----- Records shown

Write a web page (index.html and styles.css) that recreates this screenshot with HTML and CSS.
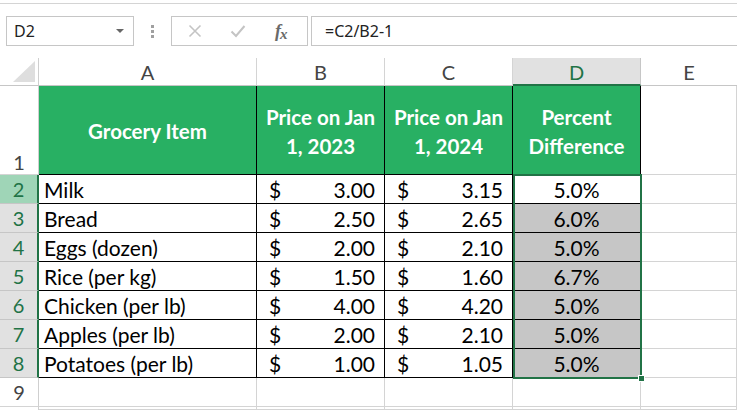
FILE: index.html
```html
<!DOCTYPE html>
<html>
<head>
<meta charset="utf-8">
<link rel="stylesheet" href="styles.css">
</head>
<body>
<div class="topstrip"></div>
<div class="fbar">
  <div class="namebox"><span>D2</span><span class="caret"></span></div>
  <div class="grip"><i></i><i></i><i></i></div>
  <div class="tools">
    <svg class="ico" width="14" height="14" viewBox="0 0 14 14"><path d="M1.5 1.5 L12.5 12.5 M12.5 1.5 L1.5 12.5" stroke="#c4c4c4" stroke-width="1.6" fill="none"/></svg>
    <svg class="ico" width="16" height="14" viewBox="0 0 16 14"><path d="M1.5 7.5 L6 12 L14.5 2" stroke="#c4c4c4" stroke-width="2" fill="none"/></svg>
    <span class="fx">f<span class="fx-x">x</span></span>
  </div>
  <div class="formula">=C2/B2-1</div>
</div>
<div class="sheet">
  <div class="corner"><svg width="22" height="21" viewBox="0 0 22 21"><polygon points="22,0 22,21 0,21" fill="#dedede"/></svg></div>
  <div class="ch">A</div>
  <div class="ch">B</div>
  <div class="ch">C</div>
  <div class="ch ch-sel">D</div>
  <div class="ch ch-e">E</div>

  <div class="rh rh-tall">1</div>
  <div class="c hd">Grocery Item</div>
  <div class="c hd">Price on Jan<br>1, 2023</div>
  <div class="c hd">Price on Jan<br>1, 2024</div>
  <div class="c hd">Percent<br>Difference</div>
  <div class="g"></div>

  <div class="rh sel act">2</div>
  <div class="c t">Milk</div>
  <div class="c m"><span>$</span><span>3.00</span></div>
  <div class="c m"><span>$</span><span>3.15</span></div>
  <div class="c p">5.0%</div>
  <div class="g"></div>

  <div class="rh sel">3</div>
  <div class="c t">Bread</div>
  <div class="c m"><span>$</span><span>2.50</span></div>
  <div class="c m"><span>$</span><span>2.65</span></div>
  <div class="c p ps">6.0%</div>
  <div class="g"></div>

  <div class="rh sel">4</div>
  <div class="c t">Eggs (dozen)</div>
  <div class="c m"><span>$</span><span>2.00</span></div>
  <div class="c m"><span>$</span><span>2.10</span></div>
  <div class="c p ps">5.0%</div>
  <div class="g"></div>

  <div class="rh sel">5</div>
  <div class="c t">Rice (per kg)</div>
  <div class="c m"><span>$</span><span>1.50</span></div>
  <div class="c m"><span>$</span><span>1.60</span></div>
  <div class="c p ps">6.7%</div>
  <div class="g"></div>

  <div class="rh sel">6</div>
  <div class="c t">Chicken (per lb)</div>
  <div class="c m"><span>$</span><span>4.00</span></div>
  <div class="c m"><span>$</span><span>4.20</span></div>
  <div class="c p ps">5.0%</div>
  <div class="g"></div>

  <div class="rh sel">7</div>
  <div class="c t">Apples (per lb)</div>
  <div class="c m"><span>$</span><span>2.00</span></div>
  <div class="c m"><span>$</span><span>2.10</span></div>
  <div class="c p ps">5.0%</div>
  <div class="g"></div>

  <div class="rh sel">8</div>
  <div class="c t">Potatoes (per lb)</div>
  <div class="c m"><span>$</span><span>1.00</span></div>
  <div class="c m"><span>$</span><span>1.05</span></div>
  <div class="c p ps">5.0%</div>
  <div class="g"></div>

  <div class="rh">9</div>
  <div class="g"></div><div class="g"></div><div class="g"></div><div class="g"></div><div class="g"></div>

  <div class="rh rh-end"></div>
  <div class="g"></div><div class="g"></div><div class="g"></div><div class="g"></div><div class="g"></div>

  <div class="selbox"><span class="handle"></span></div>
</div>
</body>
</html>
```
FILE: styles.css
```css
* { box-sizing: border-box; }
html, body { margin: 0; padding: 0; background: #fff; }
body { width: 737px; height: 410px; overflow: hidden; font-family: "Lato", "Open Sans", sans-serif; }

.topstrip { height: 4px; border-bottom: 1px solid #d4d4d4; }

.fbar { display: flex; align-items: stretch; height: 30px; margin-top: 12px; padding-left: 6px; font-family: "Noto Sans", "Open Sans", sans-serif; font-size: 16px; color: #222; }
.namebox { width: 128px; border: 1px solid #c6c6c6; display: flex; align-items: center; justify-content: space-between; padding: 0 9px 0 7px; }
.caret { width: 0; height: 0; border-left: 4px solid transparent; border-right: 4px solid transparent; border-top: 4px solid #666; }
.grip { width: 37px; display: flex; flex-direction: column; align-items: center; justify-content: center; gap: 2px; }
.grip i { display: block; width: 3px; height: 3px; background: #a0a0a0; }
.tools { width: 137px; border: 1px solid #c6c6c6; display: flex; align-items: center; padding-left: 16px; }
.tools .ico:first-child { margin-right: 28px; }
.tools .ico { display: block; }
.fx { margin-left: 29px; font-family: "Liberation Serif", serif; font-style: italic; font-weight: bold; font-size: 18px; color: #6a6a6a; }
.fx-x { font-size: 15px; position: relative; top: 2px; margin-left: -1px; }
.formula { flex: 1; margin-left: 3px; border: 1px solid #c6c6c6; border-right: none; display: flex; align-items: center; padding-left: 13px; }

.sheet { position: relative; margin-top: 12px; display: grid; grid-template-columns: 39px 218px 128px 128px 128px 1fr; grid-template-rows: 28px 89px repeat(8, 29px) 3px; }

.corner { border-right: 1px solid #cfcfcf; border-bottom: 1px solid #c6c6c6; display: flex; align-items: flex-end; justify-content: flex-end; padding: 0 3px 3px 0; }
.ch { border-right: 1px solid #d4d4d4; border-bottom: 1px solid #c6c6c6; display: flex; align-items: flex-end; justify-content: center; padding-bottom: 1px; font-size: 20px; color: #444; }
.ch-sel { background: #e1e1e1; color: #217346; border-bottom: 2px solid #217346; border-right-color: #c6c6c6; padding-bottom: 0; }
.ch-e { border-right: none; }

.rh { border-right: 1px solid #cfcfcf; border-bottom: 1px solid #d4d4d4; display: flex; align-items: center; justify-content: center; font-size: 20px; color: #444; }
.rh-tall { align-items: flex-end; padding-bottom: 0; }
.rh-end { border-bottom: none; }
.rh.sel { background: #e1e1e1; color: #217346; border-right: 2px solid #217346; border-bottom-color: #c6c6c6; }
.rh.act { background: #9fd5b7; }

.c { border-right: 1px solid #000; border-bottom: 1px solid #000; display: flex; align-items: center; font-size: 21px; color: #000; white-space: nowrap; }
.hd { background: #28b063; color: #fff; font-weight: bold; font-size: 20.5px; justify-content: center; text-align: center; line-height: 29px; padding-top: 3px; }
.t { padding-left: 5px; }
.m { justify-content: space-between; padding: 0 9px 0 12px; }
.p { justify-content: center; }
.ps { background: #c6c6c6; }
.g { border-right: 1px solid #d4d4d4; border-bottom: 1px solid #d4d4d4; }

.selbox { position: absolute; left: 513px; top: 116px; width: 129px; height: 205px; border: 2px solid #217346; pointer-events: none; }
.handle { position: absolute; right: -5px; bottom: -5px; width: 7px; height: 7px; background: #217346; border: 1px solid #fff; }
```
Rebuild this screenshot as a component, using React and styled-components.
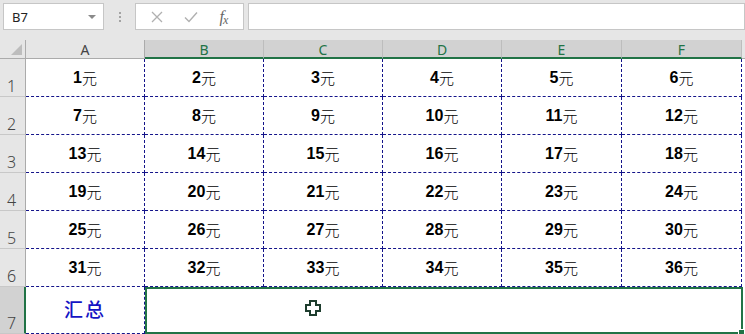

----------

*Exercise directions:* Reproduce each line of the records exactly, and omit every picture.

*Worked answer:*
Write a web page (index.html and styles.css) that recreates this screenshot with HTML and CSS.
FILE: index.html
```html
<!DOCTYPE html>
<html>
<head>
<meta charset="utf-8">
<link rel="stylesheet" href="styles.css">
</head>
<body>
<div class="topstrip"></div>
<div class="fbar">
  <div class="namebox"><span>D2</span><span class="caret"></span></div>
  <div class="grip"><i></i><i></i><i></i></div>
  <div class="tools">
    <svg class="ico" width="14" height="14" viewBox="0 0 14 14"><path d="M1.5 1.5 L12.5 12.5 M12.5 1.5 L1.5 12.5" stroke="#c4c4c4" stroke-width="1.6" fill="none"/></svg>
    <svg class="ico" width="16" height="14" viewBox="0 0 16 14"><path d="M1.5 7.5 L6 12 L14.5 2" stroke="#c4c4c4" stroke-width="2" fill="none"/></svg>
    <span class="fx">f<span class="fx-x">x</span></span>
  </div>
  <div class="formula">=C2/B2-1</div>
</div>
<div class="sheet">
  <div class="corner"><svg width="22" height="21" viewBox="0 0 22 21"><polygon points="22,0 22,21 0,21" fill="#dedede"/></svg></div>
  <div class="ch">A</div>
  <div class="ch">B</div>
  <div class="ch">C</div>
  <div class="ch ch-sel">D</div>
  <div class="ch ch-e">E</div>

  <div class="rh rh-tall">1</div>
  <div class="c hd">Grocery Item</div>
  <div class="c hd">Price on Jan<br>1, 2023</div>
  <div class="c hd">Price on Jan<br>1, 2024</div>
  <div class="c hd">Percent<br>Difference</div>
  <div class="g"></div>

  <div class="rh sel act">2</div>
  <div class="c t">Milk</div>
  <div class="c m"><span>$</span><span>3.00</span></div>
  <div class="c m"><span>$</span><span>3.15</span></div>
  <div class="c p">5.0%</div>
  <div class="g"></div>

  <div class="rh sel">3</div>
  <div class="c t">Bread</div>
  <div class="c m"><span>$</span><span>2.50</span></div>
  <div class="c m"><span>$</span><span>2.65</span></div>
  <div class="c p ps">6.0%</div>
  <div class="g"></div>

  <div class="rh sel">4</div>
  <div class="c t">Eggs (dozen)</div>
  <div class="c m"><span>$</span><span>2.00</span></div>
  <div class="c m"><span>$</span><span>2.10</span></div>
  <div class="c p ps">5.0%</div>
  <div class="g"></div>

  <div class="rh sel">5</div>
  <div class="c t">Rice (per kg)</div>
  <div class="c m"><span>$</span><span>1.50</span></div>
  <div class="c m"><span>$</span><span>1.60</span></div>
  <div class="c p ps">6.7%</div>
  <div class="g"></div>

  <div class="rh sel">6</div>
  <div class="c t">Chicken (per lb)</div>
  <div class="c m"><span>$</span><span>4.00</span></div>
  <div class="c m"><span>$</span><span>4.20</span></div>
  <div class="c p ps">5.0%</div>
  <div class="g"></div>

  <div class="rh sel">7</div>
  <div class="c t">Apples (per lb)</div>
  <div class="c m"><span>$</span><span>2.00</span></div>
  <div class="c m"><span>$</span><span>2.10</span></div>
  <div class="c p ps">5.0%</div>
  <div class="g"></div>

  <div class="rh sel">8</div>
  <div class="c t">Potatoes (per lb)</div>
  <div class="c m"><span>$</span><span>1.00</span></div>
  <div class="c m"><span>$</span><span>1.05</span></div>
  <div class="c p ps">5.0%</div>
  <div class="g"></div>

  <div class="rh">9</div>
  <div class="g"></div><div class="g"></div><div class="g"></div><div class="g"></div><div class="g"></div>

  <div class="rh rh-end"></div>
  <div class="g"></div><div class="g"></div><div class="g"></div><div class="g"></div><div class="g"></div>

  <div class="selbox"><span class="handle"></span></div>
</div>
</body>
</html>
```
FILE: styles.css
```css
* { box-sizing: border-box; }
html, body { margin: 0; padding: 0; background: #fff; }
body { width: 737px; height: 410px; overflow: hidden; font-family: "Lato", "Open Sans", sans-serif; }

.topstrip { height: 4px; border-bottom: 1px solid #d4d4d4; }

.fbar { display: flex; align-items: stretch; height: 30px; margin-top: 12px; padding-left: 6px; font-family: "Noto Sans", "Open Sans", sans-serif; font-size: 16px; color: #222; }
.namebox { width: 128px; border: 1px solid #c6c6c6; display: flex; align-items: center; justify-content: space-between; padding: 0 9px 0 7px; }
.caret { width: 0; height: 0; border-left: 4px solid transparent; border-right: 4px solid transparent; border-top: 4px solid #666; }
.grip { width: 37px; display: flex; flex-direction: column; align-items: center; justify-content: center; gap: 2px; }
.grip i { display: block; width: 3px; height: 3px; background: #a0a0a0; }
.tools { width: 137px; border: 1px solid #c6c6c6; display: flex; align-items: center; padding-left: 16px; }
.tools .ico:first-child { margin-right: 28px; }
.tools .ico { display: block; }
.fx { margin-left: 29px; font-family: "Liberation Serif", serif; font-style: italic; font-weight: bold; font-size: 18px; color: #6a6a6a; }
.fx-x { font-size: 15px; position: relative; top: 2px; margin-left: -1px; }
.formula { flex: 1; margin-left: 3px; border: 1px solid #c6c6c6; border-right: none; display: flex; align-items: center; padding-left: 13px; }

.sheet { position: relative; margin-top: 12px; display: grid; grid-template-columns: 39px 218px 128px 128px 128px 1fr; grid-template-rows: 28px 89px repeat(8, 29px) 3px; }

.corner { border-right: 1px solid #cfcfcf; border-bottom: 1px solid #c6c6c6; display: flex; align-items: flex-end; justify-content: flex-end; padding: 0 3px 3px 0; }
.ch { border-right: 1px solid #d4d4d4; border-bottom: 1px solid #c6c6c6; display: flex; align-items: flex-end; justify-content: center; padding-bottom: 1px; font-size: 20px; color: #444; }
.ch-sel { background: #e1e1e1; color: #217346; border-bottom: 2px solid #217346; border-right-color: #c6c6c6; padding-bottom: 0; }
.ch-e { border-right: none; }

.rh { border-right: 1px solid #cfcfcf; border-bottom: 1px solid #d4d4d4; display: flex; align-items: center; justify-content: center; font-size: 20px; color: #444; }
.rh-tall { align-items: flex-end; padding-bottom: 0; }
.rh-end { border-bottom: none; }
.rh.sel { background: #e1e1e1; color: #217346; border-right: 2px solid #217346; border-bottom-color: #c6c6c6; }
.rh.act { background: #9fd5b7; }

.c { border-right: 1px solid #000; border-bottom: 1px solid #000; display: flex; align-items: center; font-size: 21px; color: #000; white-space: nowrap; }
.hd { background: #28b063; color: #fff; font-weight: bold; font-size: 20.5px; justify-content: center; text-align: center; line-height: 29px; padding-top: 3px; }
.t { padding-left: 5px; }
.m { justify-content: space-between; padding: 0 9px 0 12px; }
.p { justify-content: center; }
.ps { background: #c6c6c6; }
.g { border-right: 1px solid #d4d4d4; border-bottom: 1px solid #d4d4d4; }

.selbox { position: absolute; left: 513px; top: 116px; width: 129px; height: 205px; border: 2px solid #217346; pointer-events: none; }
.handle { position: absolute; right: -5px; bottom: -5px; width: 7px; height: 7px; background: #217346; border: 1px solid #fff; }
```
Rebuild this screenshot as a component, using React and styled-components.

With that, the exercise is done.